Pales Horses covers all of the essentials of good crime thrillers; it is exciting, has good characters, an intriguing plot, a good deal of social commentary, and a fine sense of place. The atmosphere of modern post apartheid South Africa is evoked on many levels, but especially with the contrasts between the wealthy shopping and business district of Sandton, Johannesburg, and the harsh bleak poverty of rural South Africa.

In less than three hundred pages Jassy Mackenzie introduces the reader to some of the Rainbow Nation’s many problems, corruption, racism, land reform, the vast gulf between rich and poor, and the seemingly ever present violence. Amusingly Jade’s ex-lover Police Superintendent David Patel has difficulty sleeping on the Cape Province coast because it is too quiet. He is so used to  the noise of sirens and gunfire in Johannesburg, a city whose prosperous suburbs feature security gates, high walls, razor wire and guns.

 Jade de Jong is a feisty female protagonist, well suited to her environment, much more VI Warshawski than Miss Marple; and her relationship with David Patel, who has his own personal problems, is one of the interesting sub-plots.
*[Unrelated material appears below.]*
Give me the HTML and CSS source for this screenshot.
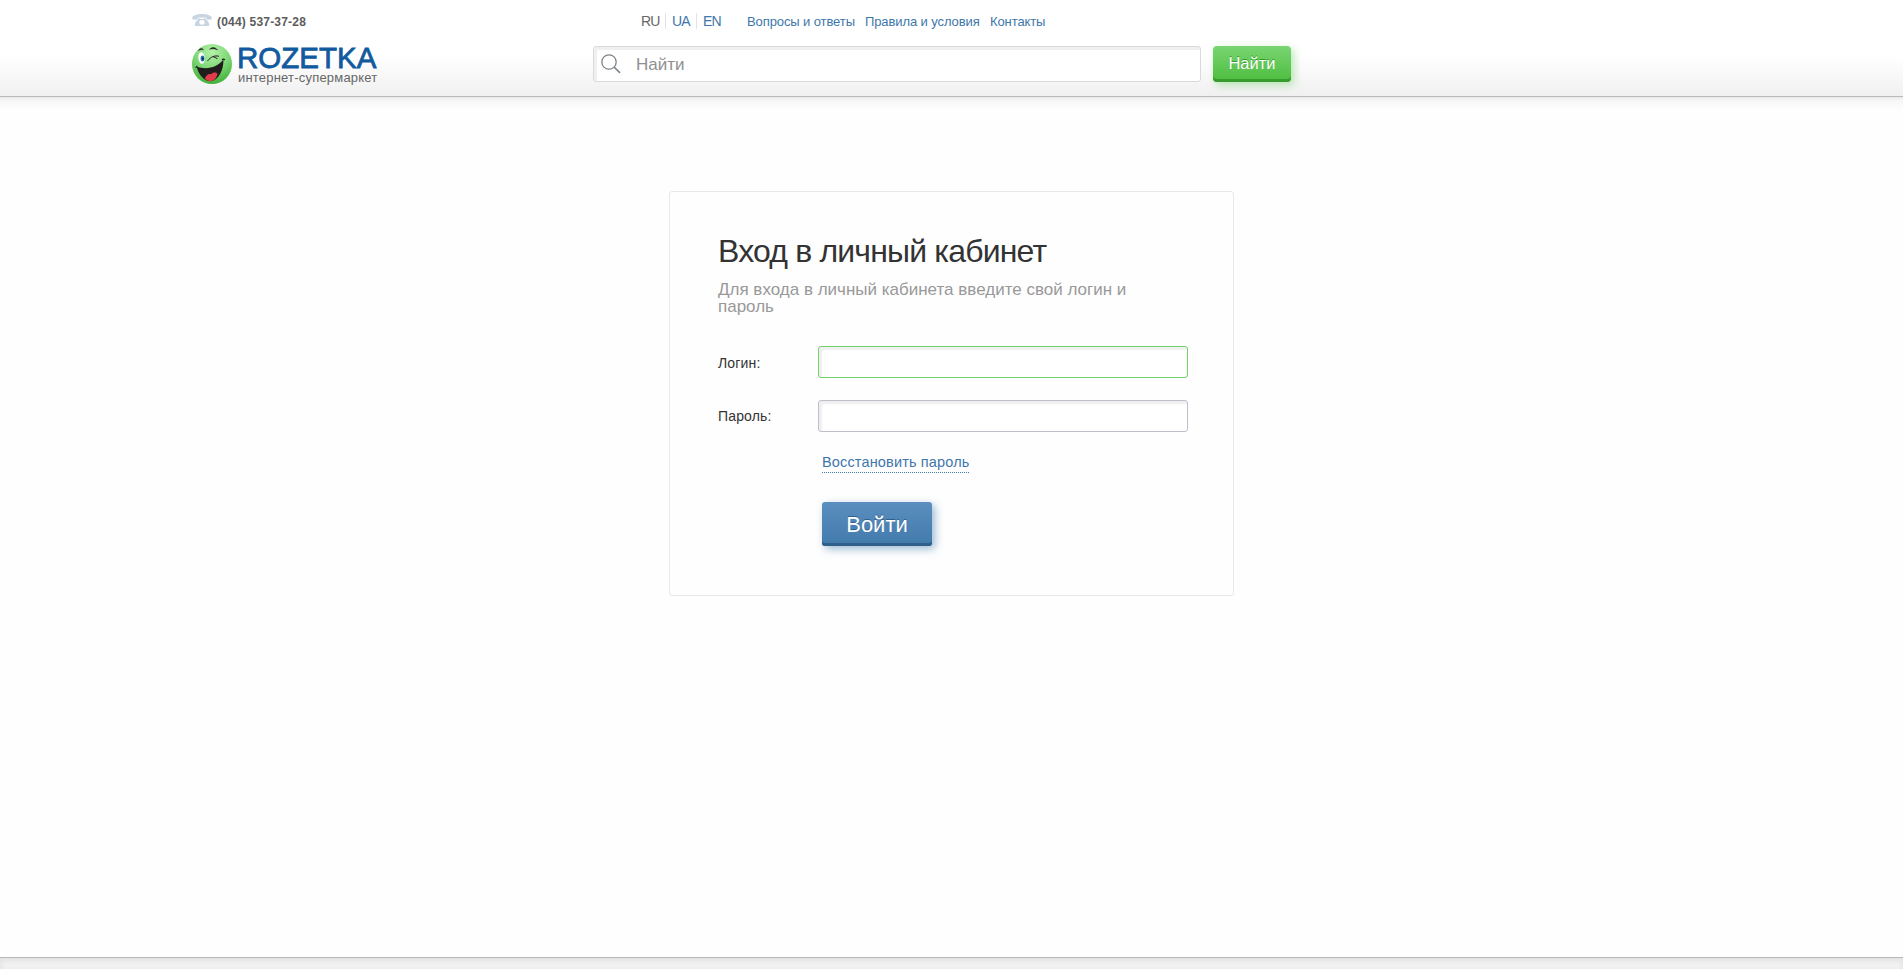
FILE: index.html
```html
<!DOCTYPE html>
<html lang="ru">
<head>
<meta charset="utf-8">
<title>Вход в личный кабинет</title>
<link rel="stylesheet" href="styles.css">
</head>
<body>
<header class="header">
  <div class="header-inner">
    <div class="brand">
      <div class="phone">
        <svg class="phone-icon" width="20" height="12" viewBox="0 0 20 12"><path fill="#c9d4e1" fill-rule="evenodd" d="M0 3.600C1.200 1.300 5 0 10 0s8.800 1.300 10 3.600l-.7 2-4.400.1-.9-2.200H6l-.9 2.200-4.400-.1zM6.500 4.300H8v.7h4v-.7h1.500l.8 1.700c2.200 1.300 2.900 3 2.900 6H2.800c0-3 .7-4.700 2.900-6zM10 5.900a2.700 2.400 0 1 0 0 4.800 2.700 2.400 0 0 0 0-4.800z"/></svg>
        <span class="phone-number">(044) 537-37-28</span>
      </div>
      <a class="logo">
        <svg class="smile" width="40" height="40" viewBox="0 0 40 40">
          <defs><radialGradient id="face" cx=".5" cy=".2" r=".85"><stop offset="0" stop-color="#b4f2a9"/><stop offset=".5" stop-color="#7fd877"/><stop offset="1" stop-color="#37ac2e"/></radialGradient></defs>
          <circle cx="20" cy="20" r="20" fill="url(#face)"/>
          <path d="M4.500 22.500C14 26 25 24 31.500 15.500C31.500 26 27 36 19 37.300C11 37 6.500 30 4.500 22.500z" fill="#211d1d"/>
          <path d="M12.800 34.500c1.500-3.500 4.200-5.500 6.200-4.200 2-2.300 5-2.300 6.500-.3-1 4-3.500 7-6.500 7.300-2.500 0-4.600-1-6.200-2.800z" fill="#e23b4a"/>
          <path d="M3.800 24c.2-1 .8-1.700 1.700-2M30 15.800c1.100-.9 2-.9 2.700.3" fill="none" stroke="#211d1d" stroke-width="1.200"/>
          <ellipse cx="9.600" cy="14" rx="3.200" ry="5.800" fill="#fff" transform="rotate(-5 9.600 14)"/>
          <ellipse cx="10.500" cy="14.500" rx="1.900" ry="3" fill="#2875b5"/><ellipse cx="10.800" cy="14.700" rx=".8" ry="1.400" fill="#132337"/>
          <path d="M6.500 6.500C8 4 10.500 4 11.500 6C10 5.300 8.500 5.500 6.500 6.500zM17.500 5.300C20 2.600 23.500 3 25.500 6C22.500 4.500 20 4.500 17.500 5.300z" fill="#211d1d" stroke="#211d1d" stroke-width=".4"/>
          <path d="M15.500 17C19 12.500 23 11.200 27 12.300M21 12.500l4.500 2.200" fill="none" stroke="#211d1d" stroke-width="1"/>
        </svg>
        <span class="logo-text"><span class="logo-name">ROZETKA</span><span class="logo-sub">интернет-супермаркет</span></span>
      </a>
    </div>
    <div class="tools">
      <nav class="top-nav">
        <span class="lang lang-active">RU</span><a class="lang">UA</a><a class="lang">EN</a>
        <a class="nav-link nav-faq">Вопросы и ответы</a><a class="nav-link nav-rules">Правила и условия</a><a class="nav-link nav-contacts">Контакты</a>
      </nav>
      <div class="search">
        <div class="search-field">
          <svg width="20" height="20" viewBox="0 0 20 20" fill="none" stroke="#7d8388"><circle cx="8" cy="8" r="7.200" stroke-width="1.300"/><path d="M13 13l6 5.800" stroke-width="1.600"/></svg>
          <span class="search-placeholder">Найти</span>
        </div>
        <button class="search-button"><span>Найти</span></button>
      </div>
    </div>
  </div>
</header>
<main class="content">
  <section class="card">
    <h1 class="title"><span>Вход в личный кабинет</span></h1>
    <p class="hint">Для входа в личный кабинета введите свой логин и<br>пароль</p>
    <form class="form">
      <label class="label" for="login">Логин:</label><input class="input input-focus" id="login" type="text">
      <label class="label label-password" for="password">Пароль:</label><input class="input" id="password" type="password">
    </form>
    <div class="actions">
      <a class="restore">Восстановить пароль</a>
      <button class="submit"><span>Войти</span></button>
    </div>
  </section>
</main>
<footer class="footer"></footer>
</body>
</html>
```
FILE: styles.css
```css
* { box-sizing: border-box; }
body { margin: 0; height: 969px; overflow: hidden; display: flex; flex-direction: column; background: #fefefe; font-family: "Liberation Sans", Arial, sans-serif; color: #333; }
a { color: #3e77aa; text-decoration: none; }
button { font-family: inherit; border: 0; padding: 0; color: #fff; }
span { white-space: nowrap; }

.header { flex: none; height: 97px; border-bottom: 1px solid #bababa; background: linear-gradient(#fff 0, #fff 56px, #f0f0f0 96px); }
.header-inner { display: flex; padding-left: 192px; }
.brand { width: 401px; padding-top: 14px; }
.phone { display: flex; gap: 5px; height: 16px; line-height: 17px; }
.phone-icon { flex: none; }
.phone-number { font-size: 12px; font-weight: bold; color: #5c5c5c; letter-spacing: .2px; }
.logo { display: flex; gap: 5px; margin-top: 14px; }
.logo-text { display: flex; flex-direction: column; }
.logo-name { font-size: 29.5px; line-height: 27px; color: #125a9e; letter-spacing: 0; -webkit-text-stroke: .8px #125a9e; }
.logo-sub { padding-left: 1px; font-size: 13px; line-height: 14px; color: #666; letter-spacing: .2px; }

.tools { width: 700px; }
.top-nav { display: flex; height: 46px; padding: 13px 0 17px 42px; }
.lang { width: 31px; padding-left: 6px; height: 16px; line-height: 17px; font-size: 14px; letter-spacing: -.8px; border-right: 1px solid #e3e3e3; }
.lang:nth-child(3) { border: 0; }
.lang-active { color: #666; }
.nav-link { line-height: 17px; font-size: 13px; letter-spacing: -.1px; white-space: nowrap; }
.nav-faq { margin-left: 19px; width: 118px; }
.nav-rules { width: 125px; }
.search { display: flex; gap: 12px; }
.search-field { display: flex; width: 608px; height: 36px; padding: 7px 0 0 7px; gap: 15px; background: #fff; border: 1px solid #dadada; border-radius: 3px; box-shadow: inset 3px 3px 0 #f0f0f0; line-height: 21px; }
.search-placeholder { font-size: 17px; color: #8f8f8f; }
.search-button { width: 78px; height: 36px; padding-bottom: 2px; font-size: 16.5px; line-height: 20px; border-radius: 4px; background: linear-gradient(#79d572, #50bf42 33px); box-shadow: inset 0 -3px 0 #379b2d, 3px 3px 8px rgba(80,200,70,.4); text-shadow: 0 -1px 0 #379b2d; }

.content { flex: 1; padding: 94px 0 0 669px; background: linear-gradient(#e9e9e9 0, #f6f6f6 3px, #fefefe 13px); }
.card { width: 565px; height: 405px; padding: 39px 44px 0 48px; border: 1px solid #e8e8e8; border-radius: 3px; }
.title { margin: 0; font-size: 32px; line-height: 40px; font-weight: normal; letter-spacing: -.82px; }
.hint { margin: 10px 0 0; font-size: 17px; line-height: 17px; color: #999; white-space: nowrap; }
.form { display: grid; grid-template-columns: 100px 370px; row-gap: 22px; margin-top: 31px; }
.label { font-size: 14px; line-height: 16px; padding-top: 9px; letter-spacing: .15px; }
.label-password { padding-top: 8px; }
.input { width: 370px; height: 32px; border: 1px solid #bfbeca; border-radius: 3px; outline: 0; background: #fff; box-shadow: inset 3px 3px 2px #efeff1; }
.input-focus { border-color: #72d267; }
.actions { display: flex; flex-direction: column; align-items: flex-start; padding: 22px 0 0 104px; }
.restore { font-size: 14.5px; line-height: 17px; height: 19px; border-bottom: 1px dotted #3e77aa; letter-spacing: .15px; white-space: nowrap; }
.submit { width: 110px; height: 44px; margin-top: 29px; padding: 0; font-size: 22px; line-height: 32px; border-radius: 3px; background: linear-gradient(#5b8fc0, #427bac 41px); box-shadow: inset 0 -3px 0 #315f8c, 3px 3px 8px rgba(62,119,170,.5); text-shadow: 0 -1px 0 #315f8c; }
.submit span { display: block; padding-top: 2px; }

.footer { flex: none; height: 12px; border-top: 1px solid #b8b8b8; background: #f3f3f3; box-shadow: inset 0 2px 6px #ddd; }
```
Ntombi Khumalo in her perilous situation dreams of being a professional chef, and distracts herself, and interests the reader, by thinking about her menus while driving around with a brutal killer. The reader is given two female protagonists in a genre that usually features men, because this is an out and out thriller, and one which stands up well to a comparison with the better known books of Deon Meyer. But most importantly Jassy’s characters are people you want to follow into the future, and see how their lives develop. Pale Horses is an excellent addition to the ever expanding sub genre of South African crime fiction, and I shall look out for number five in the series.

I received my advanced uncopyedited  from the publishers Soho Press. Jassy Mackenzie was born in what was then Rhodesia, and moved to South Africa when she was eight years old. The three previous Jade de Jong novels are, Random Violence, Stolen Lives and The Fallen.